Only lines with the word "that" are needed; collect each of them from the listing below.

• **Exercise input**

|---|

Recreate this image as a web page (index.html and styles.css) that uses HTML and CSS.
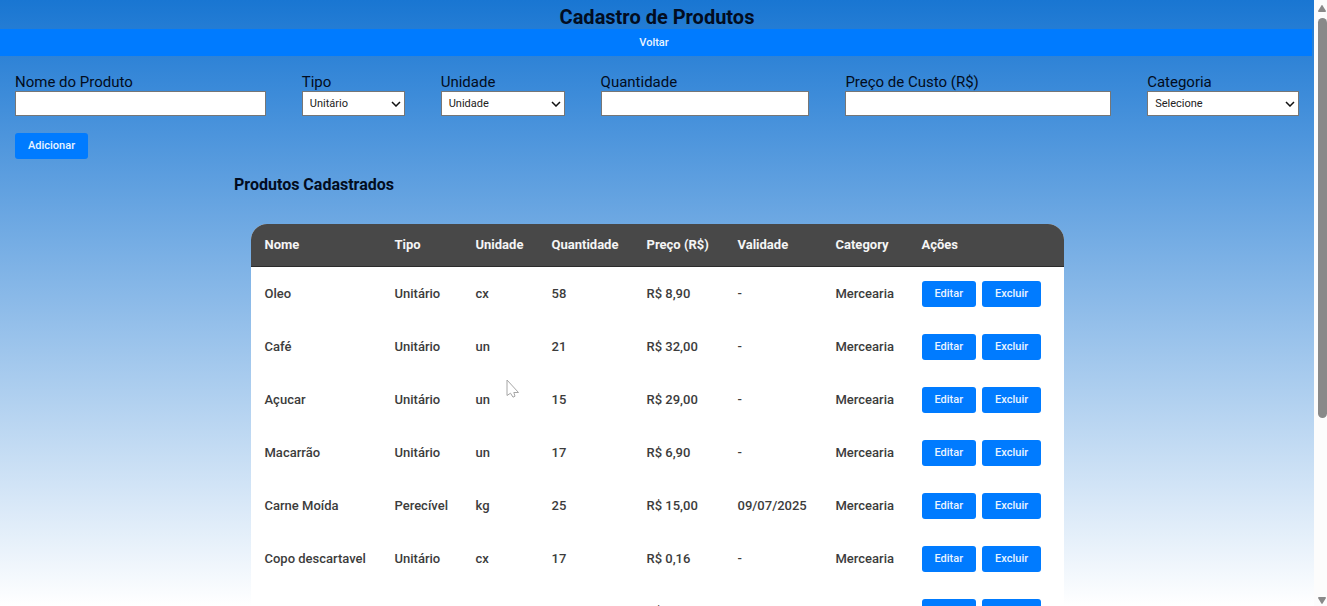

|---|

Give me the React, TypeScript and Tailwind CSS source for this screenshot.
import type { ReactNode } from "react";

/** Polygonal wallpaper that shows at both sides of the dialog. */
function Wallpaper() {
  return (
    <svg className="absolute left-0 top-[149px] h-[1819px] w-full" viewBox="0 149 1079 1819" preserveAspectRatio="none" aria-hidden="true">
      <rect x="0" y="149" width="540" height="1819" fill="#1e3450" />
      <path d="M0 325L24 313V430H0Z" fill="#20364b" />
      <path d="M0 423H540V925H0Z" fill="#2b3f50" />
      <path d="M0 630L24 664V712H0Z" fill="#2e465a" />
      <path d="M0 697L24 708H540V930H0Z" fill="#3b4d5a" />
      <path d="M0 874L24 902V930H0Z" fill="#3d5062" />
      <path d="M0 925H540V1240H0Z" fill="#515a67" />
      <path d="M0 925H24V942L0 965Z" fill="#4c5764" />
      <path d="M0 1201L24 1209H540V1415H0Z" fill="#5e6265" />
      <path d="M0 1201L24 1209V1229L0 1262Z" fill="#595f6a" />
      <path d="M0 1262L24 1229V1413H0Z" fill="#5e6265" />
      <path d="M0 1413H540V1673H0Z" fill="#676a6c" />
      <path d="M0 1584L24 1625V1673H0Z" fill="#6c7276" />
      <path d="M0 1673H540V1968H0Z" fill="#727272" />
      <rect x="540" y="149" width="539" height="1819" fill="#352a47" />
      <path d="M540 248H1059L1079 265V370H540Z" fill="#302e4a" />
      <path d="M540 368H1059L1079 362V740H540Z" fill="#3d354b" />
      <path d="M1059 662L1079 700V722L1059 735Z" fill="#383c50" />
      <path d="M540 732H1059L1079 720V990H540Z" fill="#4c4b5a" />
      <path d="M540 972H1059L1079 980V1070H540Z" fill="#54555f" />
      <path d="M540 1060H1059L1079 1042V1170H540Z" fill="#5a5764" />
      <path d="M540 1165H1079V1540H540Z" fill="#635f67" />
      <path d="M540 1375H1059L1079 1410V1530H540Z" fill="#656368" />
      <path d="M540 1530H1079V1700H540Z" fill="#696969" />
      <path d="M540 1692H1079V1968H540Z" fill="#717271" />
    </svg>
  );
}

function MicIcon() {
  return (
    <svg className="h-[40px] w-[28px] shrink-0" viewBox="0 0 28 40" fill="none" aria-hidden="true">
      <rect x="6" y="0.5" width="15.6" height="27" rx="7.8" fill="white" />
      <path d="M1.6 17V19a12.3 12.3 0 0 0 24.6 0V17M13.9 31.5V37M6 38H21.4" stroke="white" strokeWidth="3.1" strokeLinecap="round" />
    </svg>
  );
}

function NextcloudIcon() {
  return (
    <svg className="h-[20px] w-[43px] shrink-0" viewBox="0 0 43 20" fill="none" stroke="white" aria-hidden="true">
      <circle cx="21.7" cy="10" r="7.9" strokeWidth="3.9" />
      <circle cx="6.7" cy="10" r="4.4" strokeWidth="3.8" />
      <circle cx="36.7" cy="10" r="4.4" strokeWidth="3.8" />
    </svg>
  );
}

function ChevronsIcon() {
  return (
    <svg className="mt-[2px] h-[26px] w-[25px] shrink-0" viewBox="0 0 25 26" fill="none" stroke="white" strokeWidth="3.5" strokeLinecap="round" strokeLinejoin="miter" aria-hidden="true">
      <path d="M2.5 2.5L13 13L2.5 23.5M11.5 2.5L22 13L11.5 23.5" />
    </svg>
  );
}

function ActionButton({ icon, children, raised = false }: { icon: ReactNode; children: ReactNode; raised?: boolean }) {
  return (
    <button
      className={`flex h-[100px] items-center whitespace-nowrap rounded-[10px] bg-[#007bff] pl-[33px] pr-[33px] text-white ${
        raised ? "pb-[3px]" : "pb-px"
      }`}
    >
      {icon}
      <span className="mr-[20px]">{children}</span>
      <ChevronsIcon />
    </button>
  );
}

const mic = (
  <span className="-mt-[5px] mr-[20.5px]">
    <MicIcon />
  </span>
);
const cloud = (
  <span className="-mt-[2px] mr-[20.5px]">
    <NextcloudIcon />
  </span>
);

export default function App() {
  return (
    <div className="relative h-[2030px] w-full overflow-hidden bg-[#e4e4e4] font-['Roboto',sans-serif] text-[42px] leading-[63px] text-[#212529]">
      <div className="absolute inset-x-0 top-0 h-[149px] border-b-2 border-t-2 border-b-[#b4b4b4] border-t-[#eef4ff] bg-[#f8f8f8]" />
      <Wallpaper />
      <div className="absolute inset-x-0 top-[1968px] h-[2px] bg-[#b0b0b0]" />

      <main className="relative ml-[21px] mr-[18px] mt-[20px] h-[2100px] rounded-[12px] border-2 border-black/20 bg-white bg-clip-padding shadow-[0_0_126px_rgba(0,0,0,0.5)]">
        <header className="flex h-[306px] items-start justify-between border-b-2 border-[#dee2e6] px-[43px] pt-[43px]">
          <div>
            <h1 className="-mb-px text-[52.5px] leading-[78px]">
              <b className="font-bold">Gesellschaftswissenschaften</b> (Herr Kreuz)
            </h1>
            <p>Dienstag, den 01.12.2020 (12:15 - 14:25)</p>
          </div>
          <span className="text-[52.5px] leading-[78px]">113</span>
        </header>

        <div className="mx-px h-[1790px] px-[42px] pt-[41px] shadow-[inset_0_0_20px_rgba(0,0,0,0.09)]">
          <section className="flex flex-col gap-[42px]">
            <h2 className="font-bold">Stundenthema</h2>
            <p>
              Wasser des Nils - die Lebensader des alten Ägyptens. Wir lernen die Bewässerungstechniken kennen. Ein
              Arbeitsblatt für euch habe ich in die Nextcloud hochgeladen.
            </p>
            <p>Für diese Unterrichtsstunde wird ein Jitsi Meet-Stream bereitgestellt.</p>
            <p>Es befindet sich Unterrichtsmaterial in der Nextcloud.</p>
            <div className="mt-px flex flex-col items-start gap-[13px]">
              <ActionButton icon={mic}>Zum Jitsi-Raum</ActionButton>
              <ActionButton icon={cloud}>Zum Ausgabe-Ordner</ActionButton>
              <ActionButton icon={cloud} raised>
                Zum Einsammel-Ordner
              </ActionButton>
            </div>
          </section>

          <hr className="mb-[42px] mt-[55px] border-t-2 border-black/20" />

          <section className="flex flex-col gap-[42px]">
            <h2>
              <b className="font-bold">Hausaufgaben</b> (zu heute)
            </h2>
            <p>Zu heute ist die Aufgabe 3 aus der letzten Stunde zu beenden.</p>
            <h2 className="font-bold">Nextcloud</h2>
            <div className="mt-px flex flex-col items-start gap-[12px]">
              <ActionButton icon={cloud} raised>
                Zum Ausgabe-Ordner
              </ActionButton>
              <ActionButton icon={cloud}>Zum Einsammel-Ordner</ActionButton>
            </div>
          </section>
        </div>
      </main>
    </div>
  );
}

|---|

• **Response to this task**
Recreate this image as a web page (index.html and styles.css) that uses HTML and CSS.
/** Polygonal wallpaper that shows at both sides of the dialog. */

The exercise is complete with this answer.